Republican House leaders said they would support the deal. After wavering for several years, the GOP leaders were seeking to put the long-stalled bill behind them and build on the success of a bipartisan budget passed earlier this month. Leaders in both parties also were hoping to bolster rural candidates in this year's midterm elections.
Still unclear, though, was how Republicans would get the votes they needed to pass the final bill on the House floor. The full House rejected an earlier version of the farm bill in June after conservative Republicans said cuts to food stamps weren't high enough -- and that bill had more than two times the cuts than those in the compromise bill announced Monday.
Some of those conservatives were certain to oppose the lower cuts to food stamps, along with many of the farm subsidies the bill offered.
While many liberal Democrats were expected to vote against the legislation, saying the food stamp cuts were too high, Rep. Frank Lucas, R-Okla., chairman of the House Agriculture Committee, and his Senate counterpart, Sen. Debbie Stabenow, D-Mich., have attempted a balanced bill to attract votes from the more moderate wings of both parties. They have touted the bill's overall savings and the elimination of a $4.5 billion-a-year farm subsidy called direct payments, which are now paid to farmers whether they farm or not.
The bill would continue to heavily subsidize major crops -- corn, soybeans, wheat, rice and cotton -- while shifting many of those subsidies toward more politically defensible insurance programs. That means farmers would have to incur losses before they received a payout.
While those subsidies may be easier to defend, they may not cost less money. Subsidies for cotton and rice would be higher, and more money would be directed to the national crop insurance program.
The bill also would overhaul dairy policy and create a new insurance program for dairy farmers. The proposed program would do away with current price supports and allow farmers to purchase a new kind of insurance that pays out when the gap between the price they receive for milk and their feed costs narrows.
But the new dairy program would not include a so-called stabilization program that would have dictated production cuts when oversupply drives down prices.
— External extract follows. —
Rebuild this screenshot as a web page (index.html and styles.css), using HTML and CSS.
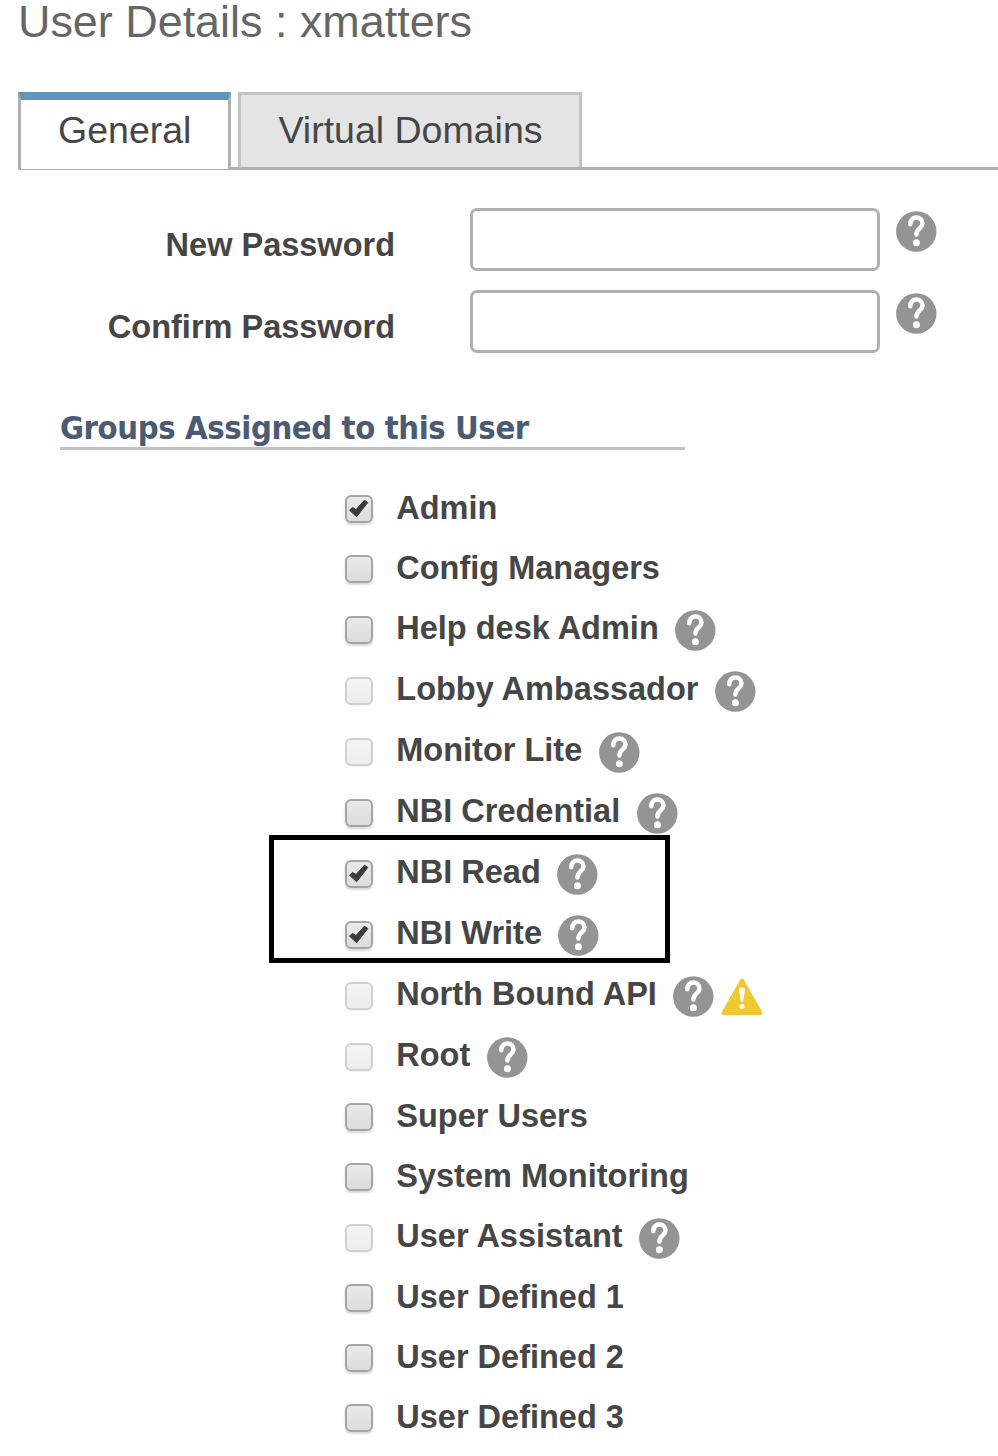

House Speaker John Boehner, R-Ohio, strongly opposed the stabilization idea, calling it "Soviet-style."
Boehner said Monday that he had hoped reforms in the bill would go further, but the legislation is "worthy of the House's support."
House Majority Leader Eric Cantor, R-Va., said he would support the bill, while blaming the Senate for not accepting the House's attempted changes to the food stamp program. Still, he said, the legislation would "extend these important agriculture programs, achieve deficit reduction, and help give many Americans an opportunity to achieve independence and get back to work."
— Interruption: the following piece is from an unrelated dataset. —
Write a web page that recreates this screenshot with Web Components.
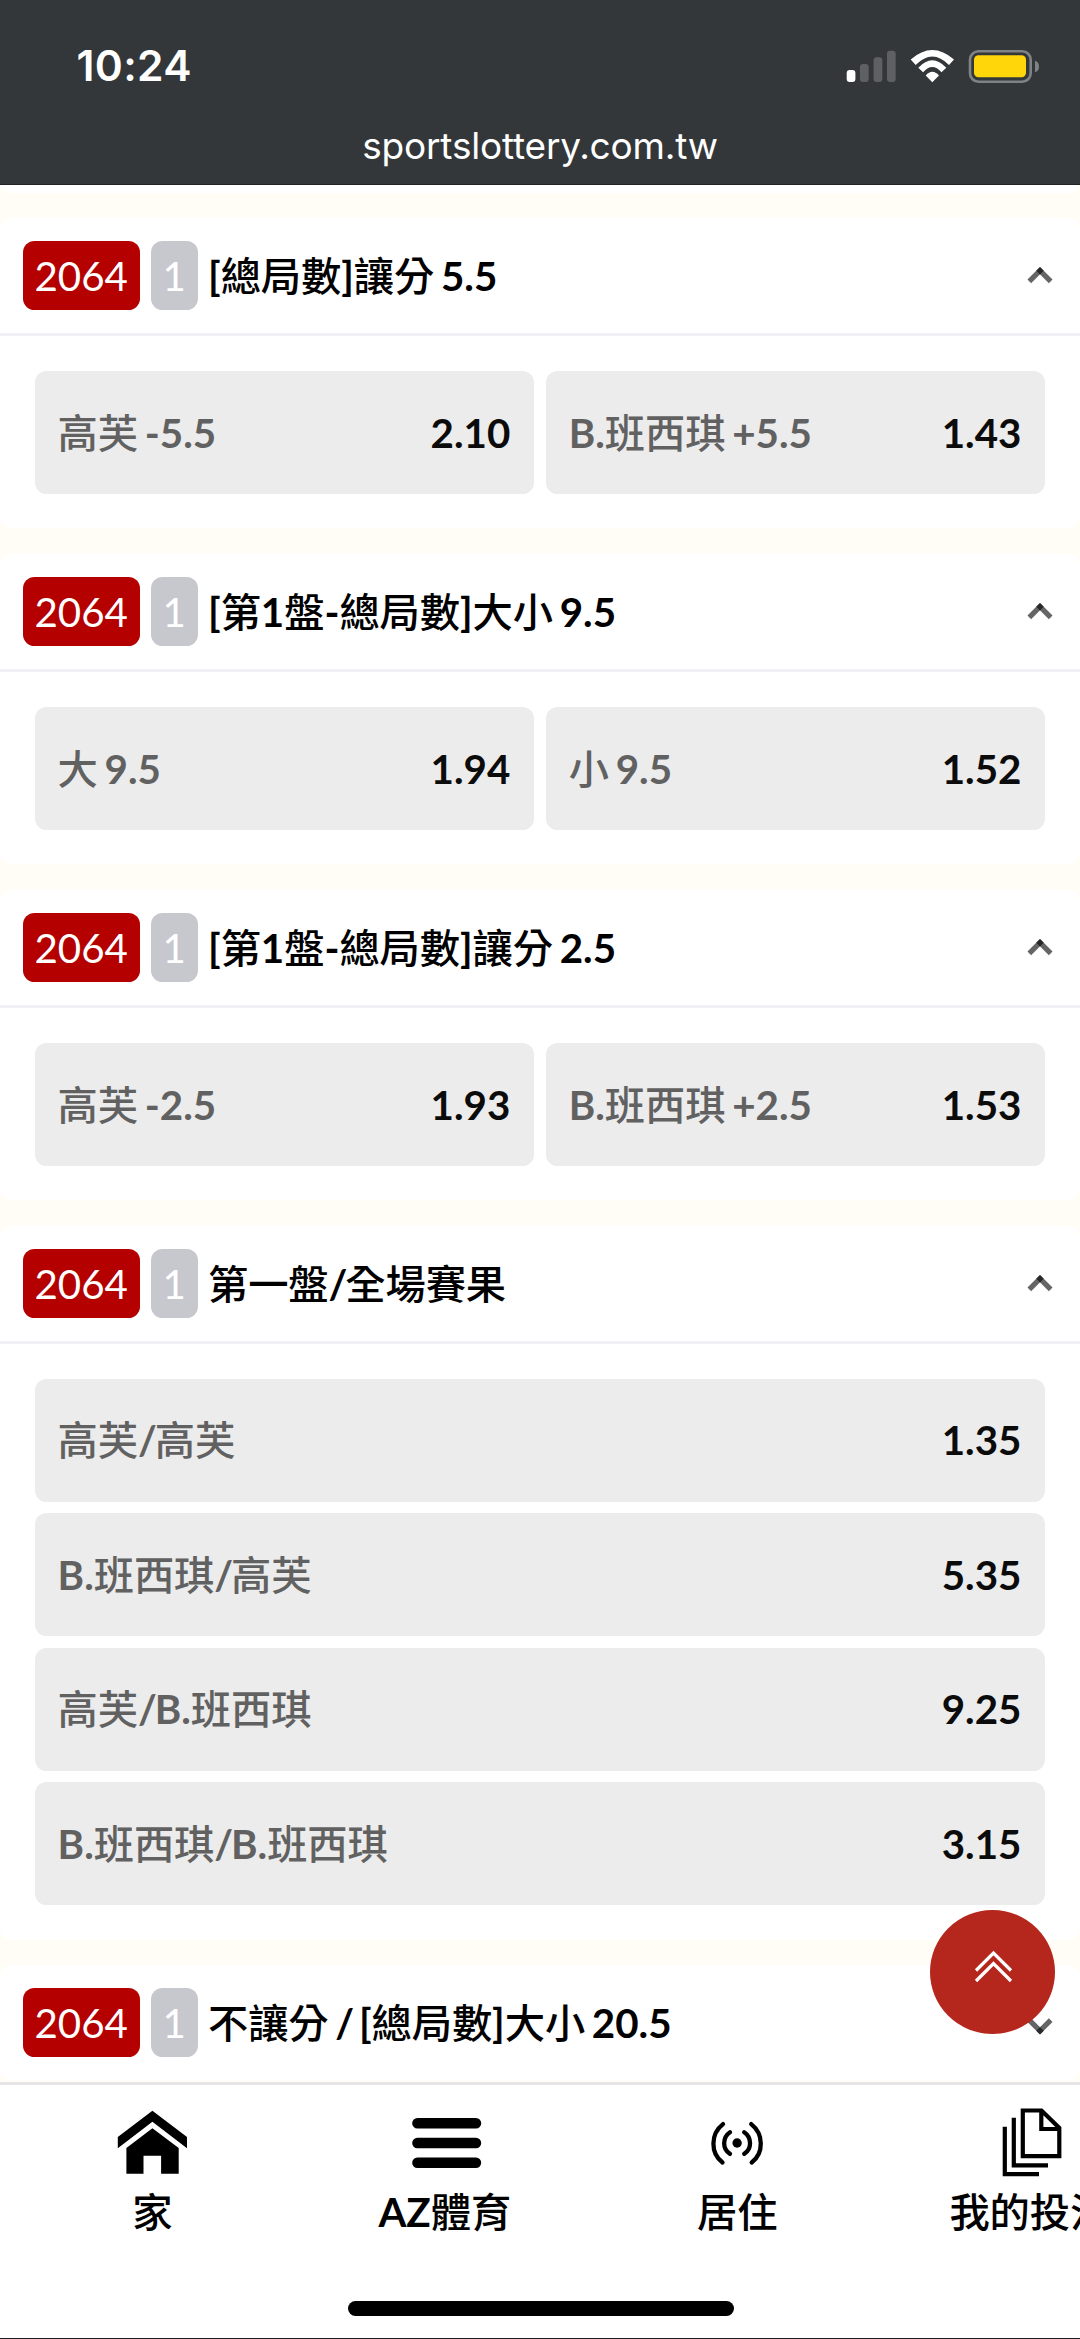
<!DOCTYPE html>
<html lang="zh-Hant">
<head>
<meta charset="utf-8">
<title>sportslottery.com.tw</title>
<style>
html,body{margin:0;padding:0}
body{width:1080px;height:2339px;overflow:hidden;background:#fffdf5;font-family:Lato,"Noto Sans CJK TC",sans-serif;font-size:40.3px;color:#000}
</style>
</head>
<body>
<lottery-app></lottery-app>
<script>
const define=(name,html,setup)=>customElements.define(name,class extends HTMLElement{
  constructor(){super();this.attachShadow({mode:'open'}).innerHTML=html;}
  connectedCallback(){if(setup)setup(this,this.shadowRoot);}
});

// Latin runs are set bold, Chinese runs medium; slashes sit tighter
const fillMixed=(node,text)=>{
  for(const run of text.match(/\/|[\x00-\x2e\x30-\x7f]+|[^\x00-\x7f]+/g)){
    const s=document.createElement('span');
    const latin=run.charCodeAt(0)<128;
    s.textContent=run;
    s.style.fontWeight=latin?700:500;
    s.style.letterSpacing=run==='/'?'-2px':latin?'0':'-.12px';
    s.style.wordSpacing='-3px';
    node.append(s);
  }
};

define('phone-header',`
<style>
:host{display:flex;flex-direction:column;height:185px;background:#343739;color:#fff;flex:none;box-sizing:border-box;border-bottom:1px solid #202224}
.status{display:flex;justify-content:space-between;height:123.500px;box-sizing:border-box;padding:41px 41px 0 76.500px}
.time{font:600 42.5px/50px Inter,sans-serif;letter-spacing:.35px}
.url{font:400 37px/44px Inter,sans-serif;text-align:center;letter-spacing:-.2px}
svg{display:block;width:193px;height:34px;margin-top:10px;overflow:visible}
</style>
<div class="status"><span class="time">10:24</span>
<svg viewBox="0 0 193 34">
<rect x="0.700" y="19" width="8.700" height="12" rx="3" fill="#fff"/>
<rect x="14" y="13" width="8.700" height="18" rx="3" fill="#5e6061"/>
<rect x="27.600" y="6.300" width="8.700" height="24.700" rx="3" fill="#5e6061"/>
<rect x="41" y="-.300" width="8.700" height="31.300" rx="3" fill="#5e6061"/>
<g fill="#fff"><path d="M64.700 8.500Q86.300 -10.500 108 8.500L103 14Q86.300 -3 69.700 14Z"/>
<path d="M72.300 16.700Q86.300 1.700 100.300 16.700L95.500 21.300Q86.300 10.600 77.100 21.300Z"/>
<path d="M86.300 31.200L79.700 24.500Q86.300 17 93 24.500Z"/></g>
<rect x="124" y="0.300" width="60.700" height="30.400" rx="8.500" fill="none" stroke="#808384" stroke-width="2.600"/>
<rect x="128" y="4.300" width="52" height="22" rx="4.500" fill="#ffd60a"/>
<path d="M189 9.700Q193 11 193 15.500T189 21.300Z" fill="#808384"/>
</svg></div>
<div class="url">sportslottery.com.tw</div>`);

define('odds-button',`
<style>
:host{display:flex;justify-content:space-between;align-items:center;box-sizing:border-box;height:122.900px;flex:1;padding:0 24px 0 23px;border-radius:11.500px;background:#ececec;line-height:60px}
.name{color:#616161;white-space:pre}
.odd{font-weight:700;color:#0b0b0b}
</style>
<span class="name"></span><span class="odd"></span>`,
(el,r)=>{
  fillMixed(r.querySelector('.name'),el.getAttribute('name'));
  r.querySelector('.odd').textContent=el.getAttribute('odd');
});

define('chevron-icon',`
<style>
:host{display:block;width:26px;height:18px;flex:none}
:host([down]){transform:translateY(2.500px) rotate(180deg)}
svg{display:block}
</style>
<svg width="26" height="18" viewBox="0 0 26 18"><path d="M2.300 14.300L13 3.700L23.700 14.300" fill="none" stroke="#656565" stroke-width="5.200"/><path d="M13 0L16.700 3.700L13 7.400L9.300 3.700Z" fill="#262829"/></svg>`);

define('bet-card',`
<style>
:host{display:block;background:#fff;border-radius:12px}
header{display:flex;align-items:center;height:115px;padding:0 27px 0 23px}
:host(:not([closed])) header{border-bottom:3px solid #f0f0f6}
b{display:flex;align-items:center;justify-content:center;height:69px;box-sizing:border-box;border-radius:11.500px;color:#fff;font-weight:400;line-height:60px}
.no{width:116.500px;background:#b50000;margin-right:11px}
.one{width:47.500px;background:#c7c7ce;margin-right:10px}
.title{flex:1;white-space:pre;line-height:60px}
.body{display:flex;gap:11.500px;padding:35px 34.600px 34.500px}
:host([rows]) .body{flex-direction:column}
:host([rows]) ::slotted(*){flex:none}
:host([closed]) .body{display:none}
</style>
<header><b class="no">2064</b><b class="one">1</b><span class="title"></span><chevron-icon></chevron-icon></header>
<div class="body"><slot></slot></div>`,
(el,r)=>{
  fillMixed(r.querySelector('.title'),el.getAttribute('label'));
  if(el.hasAttribute('closed'))r.querySelector('chevron-icon').setAttribute('down','');
});

define('nav-item',`
<style>
:host{display:flex;flex-direction:column;align-items:center;width:292.500px;flex:none}
.ic{height:70px;display:flex;align-items:center;justify-content:center}
.label{line-height:60px;margin-top:6px;white-space:nowrap}
</style>
<div class="ic"><slot></slot></div><span class="label"></span>`,
(el,r)=>fillMixed(r.querySelector('.label'),el.getAttribute('label')));

define('tab-bar',`
<style>
:host{display:block;position:absolute;left:0;top:2082px;width:1080px;height:257px;box-sizing:border-box;border-top:3px solid #e6e6e9;border-bottom:1px solid #1c1c1e;background:#fff;overflow:hidden}
.items{display:flex;padding:21px 0 0 6px;height:195px;box-sizing:border-box}
.home{width:386px;height:14.500px;border-radius:8px;background:#000;margin:21.300px 0 0 347.500px}
svg{display:block;width:70px;height:70px;overflow:visible}
</style>
<div class="items">
<nav-item label="家"><svg viewBox="0 0 70 70"><path d="M35.400 4.700L70 31V42.300L35.400 15.700L.800 42.300V31Z"/><path d="M35.400 22.300L61.700 41.900V67.700H44.100V49.700H26.500V67.700H9.400V41.900Z"/></svg></nav-item>
<nav-item label="AZ體育"><svg viewBox="0 0 70 70"><rect x="2.200" y="12" width="69" height="10.500" rx="5.200"/><rect x="2.200" y="31.700" width="69" height="10.500" rx="5.200"/><rect x="2.200" y="51.400" width="69" height="10.500" rx="5.200"/></svg></nav-item>
<nav-item label="居住"><svg viewBox="0 0 70 70"><g fill="none" stroke="#000" stroke-width="4.300" stroke-linecap="round"><path d="M21 18.100C8.300 28 8.300 47 20.500 56.500M49.200 18.100C61.900 28 61.900 47 49.700 56.500M28 26.200C20.200 31.500 20.200 43 28 47.900M42.200 26.200C50 31.500 50 43 42.200 47.900"/></g><circle cx="35.100" cy="37" r="4.700"/></svg></nav-item>
<nav-item label="我的投注"><svg viewBox="0 0 70 70"><g fill="none" stroke="#000" stroke-width="4.200"><path d="M27.800 4.500H46.500L64.300 22V50.200H27.800ZM46.300 4.500V23H64.300M18.800 11.700V59.300H53M9.800 20.700V68.200H44"/></g></svg></nav-item>
</div><div class="home"></div>`);

define('top-button',`
<style>
:host{position:absolute;left:930px;top:1910px;width:124.500px;height:124px;border-radius:50%;background:#b5271c}
svg{display:block}
</style>
<svg width="125" height="124" viewBox="0 0 125 124"><path d="M46 60.500L63.500 43L81 60.500M46 71L63.500 53.500L81 71" fill="none" stroke="#fff" stroke-width="3.200"/></svg>`);

define('lottery-app',`
<style>
:host{display:flex;flex-direction:column;width:1080px;height:2339px;overflow:hidden;position:relative}
main{display:flex;flex-direction:column;gap:25.600px}
.prev{height:21.500px;margin-top:-14px;background:#fff;border-radius:0 0 12px 12px}
phone-header{z-index:1}
</style>
<phone-header></phone-header>
<main>
<div class="prev"></div>
<bet-card label="[總局數]讓分 5.5"><odds-button odd="2.10" name="高芙 -5.5"></odds-button><odds-button odd="1.43" name="B.班西琪 +5.5"></odds-button></bet-card>
<bet-card label="[第1盤-總局數]大小 9.5"><odds-button odd="1.94" name="大 9.5"></odds-button><odds-button odd="1.52" name="小 9.5"></odds-button></bet-card>
<bet-card label="[第1盤-總局數]讓分 2.5"><odds-button odd="1.93" name="高芙 -2.5"></odds-button><odds-button odd="1.53" name="B.班西琪 +2.5"></odds-button></bet-card>
<bet-card rows label="第一盤/全場賽果"><odds-button odd="1.35" name="高芙/高芙"></odds-button><odds-button odd="5.35" name="B.班西琪/高芙"></odds-button><odds-button odd="9.25" name="高芙/B.班西琪"></odds-button><odds-button odd="3.15" name="B.班西琪/B.班西琪"></odds-button></bet-card>
<bet-card closed label="不讓分 / [總局數]大小 20.5"></bet-card>
</main>
<tab-bar></tab-bar><top-button></top-button>`);
</script>
</body>
</html>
Majority Leader Harry Reid, D-Nev. said the compromise "will reduce the deficit and cut waste and fraud, all while protecting hungry children and families."
Despite the congressional inertia and the short timeline, there were early signs Monday some lawmakers and groups would work to build opposition.
Rep. Jim McGovern, D-Mass., a longtime proponent of food stamps, said the cuts were too high. He said he would vote against the bill and would encourage his colleagues to do the same.
"They are trying to ram this thing through before anyone has a chance to read it," he said.
A coalition of powerful meat and poultry groups, generally strong supporters of the legislation, said Monday they would work against the bill after the heads of the agriculture panels did not include language to delay a labeling program that requires retailers to list the country of origin of meat. Meatpackers say it is too costly for the industry and have fought to have the program repealed in the farm bill.
In addition to the country of origin labeling, negotiators left out a number of other controversial provisions -- language that would have thwarted a California law requiring all eggs sold in the state to come from hens living in larger cages, for example, and language that would have repealed a catfish program important to Mississippi.
Lucas expressed optimism that the votes would come together after years of work on the bill.
"It's nothing short of a miracle that we're at this point," he said.